| Set exercise |
Lines that include the word "page" are the ones to copy.

| Data block |
┄┄┄┄┄┄┄┄┄┄
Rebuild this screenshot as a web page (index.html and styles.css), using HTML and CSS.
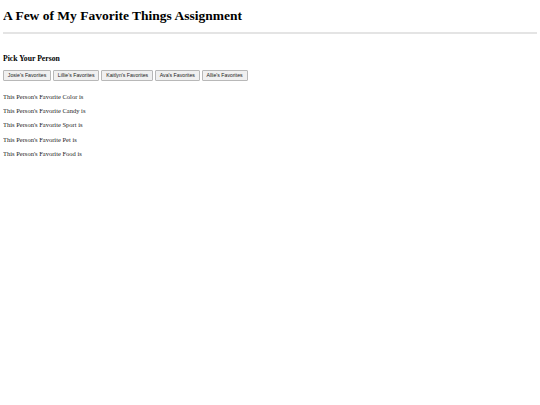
FILE: index.html
```html
<!DOCTYPE html>
<html>
<head>
<meta charset="utf-8">
<link rel="stylesheet" href="styles.css">
</head>
<body class="page">
<h1 class="title">A Few of My Favorite Things Assignment</h1>
<hr class="rule">
<h4 class="pick">Pick Your Person</h4>
<div class="buttons">
<button class="btn">Josie's Favorites</button>
<button class="btn">Lillie's Favorites</button>
<button class="btn">Kaitlyn's Favorites</button>
<button class="btn">Ava's Favorites</button>
<button class="btn">Allie's Favorites</button>
</div>
<p class="fav">This Person's Favorite Color is</p>
<p class="fav">This Person's Favorite Candy is</p>
<p class="fav">This Person's Favorite Sport is</p>
<p class="fav">This Person's Favorite Pet is</p>
<p class="fav">This Person's Favorite Food is</p>
</body>
</html>
```
FILE: styles.css
```css
html, body { background: #fff; }
.page {
  margin: 3px;
  font-family: "Liberation Serif", "Times New Roman", serif;
  color: #000;
}
.title {
  font-size: 13.5px;
  font-weight: bold;
  margin: 3px 0 0 0;
  line-height: 20px;
}
.rule {
  border: none;
  border-top: 2px solid #e4e4e4;
  margin: 6px 0 0 0;
  height: 0;
}
.pick {
  font-size: 7.7px;
  font-weight: bold;
  margin: 20px 0 0 0;
  line-height: 10px;
}
.buttons {
  display: flex;
  gap: 2px;
  margin-top: 6px;
}
.btn {
  font-family: "Liberation Sans", Arial, sans-serif;
  font-size: 5.2px;
  line-height: 7px;
  padding: 1px 3.8px;
  background: #f0f0f0;
  border: 1px solid #b8b8b8;
  border-radius: 1px;
  color: #222;
}
.fav {
  font-size: 6.5px;
  line-height: 9px;
  margin: 5.2px 0 0 0;
  color: #222;
}
.buttons + .fav { margin-top: 11px; }
```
┄┄┄┄┄┄┄┄┄┄
| The solution |
Rebuild this screenshot as a web page (index.html and styles.css), using HTML and CSS.
<body class="page">
.page {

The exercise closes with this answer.